__WHAT IS EXPECTED__:
Copy all lines below containing "styles".

==============================

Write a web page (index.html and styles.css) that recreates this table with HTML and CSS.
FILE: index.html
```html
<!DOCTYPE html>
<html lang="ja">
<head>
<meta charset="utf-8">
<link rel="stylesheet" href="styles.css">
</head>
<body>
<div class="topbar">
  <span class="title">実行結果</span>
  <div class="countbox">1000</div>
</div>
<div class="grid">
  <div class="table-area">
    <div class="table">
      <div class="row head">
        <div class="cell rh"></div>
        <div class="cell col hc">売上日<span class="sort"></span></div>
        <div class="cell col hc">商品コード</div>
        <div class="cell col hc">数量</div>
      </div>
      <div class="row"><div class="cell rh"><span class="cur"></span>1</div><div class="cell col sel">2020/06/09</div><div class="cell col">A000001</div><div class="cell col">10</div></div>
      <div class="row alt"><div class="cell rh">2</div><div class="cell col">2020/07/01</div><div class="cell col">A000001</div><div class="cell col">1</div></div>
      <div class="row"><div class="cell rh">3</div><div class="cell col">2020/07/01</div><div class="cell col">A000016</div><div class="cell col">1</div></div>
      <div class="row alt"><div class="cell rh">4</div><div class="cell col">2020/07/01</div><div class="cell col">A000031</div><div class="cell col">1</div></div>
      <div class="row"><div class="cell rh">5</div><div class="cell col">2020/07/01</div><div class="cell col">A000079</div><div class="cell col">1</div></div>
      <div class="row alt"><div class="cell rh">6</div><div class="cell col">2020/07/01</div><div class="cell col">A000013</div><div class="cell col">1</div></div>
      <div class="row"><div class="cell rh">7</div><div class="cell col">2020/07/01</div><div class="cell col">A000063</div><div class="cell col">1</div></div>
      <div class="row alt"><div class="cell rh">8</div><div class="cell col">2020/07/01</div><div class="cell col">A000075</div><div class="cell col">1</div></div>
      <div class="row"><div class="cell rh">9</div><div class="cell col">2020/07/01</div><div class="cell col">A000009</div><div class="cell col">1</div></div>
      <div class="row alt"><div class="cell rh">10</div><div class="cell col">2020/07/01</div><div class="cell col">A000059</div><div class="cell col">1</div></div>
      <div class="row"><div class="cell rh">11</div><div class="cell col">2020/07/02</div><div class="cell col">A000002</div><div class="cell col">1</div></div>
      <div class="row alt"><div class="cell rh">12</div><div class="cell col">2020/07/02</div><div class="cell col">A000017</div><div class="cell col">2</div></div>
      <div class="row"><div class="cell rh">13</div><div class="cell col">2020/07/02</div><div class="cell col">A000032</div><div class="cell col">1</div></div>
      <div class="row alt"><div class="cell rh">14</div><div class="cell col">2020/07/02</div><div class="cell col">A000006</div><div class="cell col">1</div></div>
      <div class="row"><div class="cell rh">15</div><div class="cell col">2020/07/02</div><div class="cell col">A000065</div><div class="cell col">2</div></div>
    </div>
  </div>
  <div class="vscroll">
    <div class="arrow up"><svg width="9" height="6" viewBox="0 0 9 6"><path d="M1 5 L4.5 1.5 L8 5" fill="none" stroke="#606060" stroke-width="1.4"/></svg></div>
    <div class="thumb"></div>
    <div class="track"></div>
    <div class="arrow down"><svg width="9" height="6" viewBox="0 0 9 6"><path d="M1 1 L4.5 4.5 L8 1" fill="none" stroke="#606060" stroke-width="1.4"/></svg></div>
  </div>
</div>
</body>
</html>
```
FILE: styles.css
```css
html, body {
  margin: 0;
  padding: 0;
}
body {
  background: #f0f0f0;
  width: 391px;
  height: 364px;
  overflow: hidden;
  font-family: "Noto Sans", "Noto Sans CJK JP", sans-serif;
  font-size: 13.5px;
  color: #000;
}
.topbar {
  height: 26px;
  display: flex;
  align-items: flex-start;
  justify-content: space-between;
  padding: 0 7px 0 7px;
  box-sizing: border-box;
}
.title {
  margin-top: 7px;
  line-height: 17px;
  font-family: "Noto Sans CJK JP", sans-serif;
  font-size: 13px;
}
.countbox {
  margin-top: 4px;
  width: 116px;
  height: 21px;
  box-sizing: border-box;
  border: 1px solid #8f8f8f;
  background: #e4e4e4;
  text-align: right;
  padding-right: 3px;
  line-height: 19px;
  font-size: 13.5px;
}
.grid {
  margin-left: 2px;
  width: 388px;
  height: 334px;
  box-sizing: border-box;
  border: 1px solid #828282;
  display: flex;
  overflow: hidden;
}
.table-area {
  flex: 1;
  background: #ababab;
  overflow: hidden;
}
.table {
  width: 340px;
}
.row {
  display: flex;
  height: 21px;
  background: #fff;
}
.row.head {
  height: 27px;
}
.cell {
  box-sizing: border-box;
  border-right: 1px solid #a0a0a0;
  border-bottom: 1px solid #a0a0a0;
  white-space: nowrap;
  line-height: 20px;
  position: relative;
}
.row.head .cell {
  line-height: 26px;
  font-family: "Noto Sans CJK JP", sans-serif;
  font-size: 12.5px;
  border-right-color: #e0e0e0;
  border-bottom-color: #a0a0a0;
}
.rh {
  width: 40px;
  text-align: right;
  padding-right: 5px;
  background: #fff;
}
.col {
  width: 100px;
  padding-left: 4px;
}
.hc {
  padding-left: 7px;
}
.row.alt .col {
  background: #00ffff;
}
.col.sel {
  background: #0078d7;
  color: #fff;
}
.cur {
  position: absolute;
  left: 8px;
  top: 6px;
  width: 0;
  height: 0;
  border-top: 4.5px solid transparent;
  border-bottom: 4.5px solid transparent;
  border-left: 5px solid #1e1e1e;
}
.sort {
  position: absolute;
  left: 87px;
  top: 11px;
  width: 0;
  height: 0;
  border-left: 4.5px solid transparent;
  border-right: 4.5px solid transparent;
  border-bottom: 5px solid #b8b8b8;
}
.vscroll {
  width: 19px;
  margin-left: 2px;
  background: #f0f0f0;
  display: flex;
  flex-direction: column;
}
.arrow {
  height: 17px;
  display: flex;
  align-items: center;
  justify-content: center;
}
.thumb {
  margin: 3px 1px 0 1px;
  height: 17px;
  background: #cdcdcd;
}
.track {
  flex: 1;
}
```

==============================

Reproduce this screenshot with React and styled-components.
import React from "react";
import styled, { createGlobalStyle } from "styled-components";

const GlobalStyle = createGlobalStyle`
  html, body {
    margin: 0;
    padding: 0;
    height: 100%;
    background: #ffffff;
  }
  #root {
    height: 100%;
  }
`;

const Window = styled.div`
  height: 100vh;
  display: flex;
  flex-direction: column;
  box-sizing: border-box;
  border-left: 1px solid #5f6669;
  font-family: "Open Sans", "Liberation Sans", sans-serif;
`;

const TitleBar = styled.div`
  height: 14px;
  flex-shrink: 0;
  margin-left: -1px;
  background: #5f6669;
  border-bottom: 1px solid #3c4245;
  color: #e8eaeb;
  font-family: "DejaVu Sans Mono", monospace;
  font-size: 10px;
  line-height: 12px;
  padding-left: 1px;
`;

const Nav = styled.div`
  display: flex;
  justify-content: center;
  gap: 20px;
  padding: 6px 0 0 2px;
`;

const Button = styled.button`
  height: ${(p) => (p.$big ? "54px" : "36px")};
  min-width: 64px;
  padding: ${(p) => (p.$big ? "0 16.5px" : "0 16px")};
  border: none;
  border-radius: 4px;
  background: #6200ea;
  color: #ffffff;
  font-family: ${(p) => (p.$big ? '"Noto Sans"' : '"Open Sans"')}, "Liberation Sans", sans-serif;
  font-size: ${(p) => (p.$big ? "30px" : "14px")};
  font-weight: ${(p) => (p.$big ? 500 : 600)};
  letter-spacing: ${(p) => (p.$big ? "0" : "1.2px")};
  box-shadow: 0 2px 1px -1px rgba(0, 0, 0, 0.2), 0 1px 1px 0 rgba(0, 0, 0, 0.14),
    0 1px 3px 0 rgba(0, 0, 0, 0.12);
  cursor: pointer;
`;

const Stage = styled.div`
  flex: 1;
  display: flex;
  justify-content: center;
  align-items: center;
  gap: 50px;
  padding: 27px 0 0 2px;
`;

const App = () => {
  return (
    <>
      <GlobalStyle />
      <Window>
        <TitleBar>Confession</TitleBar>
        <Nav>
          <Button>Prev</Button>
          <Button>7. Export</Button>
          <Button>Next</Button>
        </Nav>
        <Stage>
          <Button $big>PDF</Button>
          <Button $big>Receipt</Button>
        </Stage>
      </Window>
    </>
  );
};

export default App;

==============================

__RESULT BELOW__:
Write a web page (index.html and styles.css) that recreates this table with HTML and CSS.
<link rel="stylesheet" href="styles.css">
FILE: styles.css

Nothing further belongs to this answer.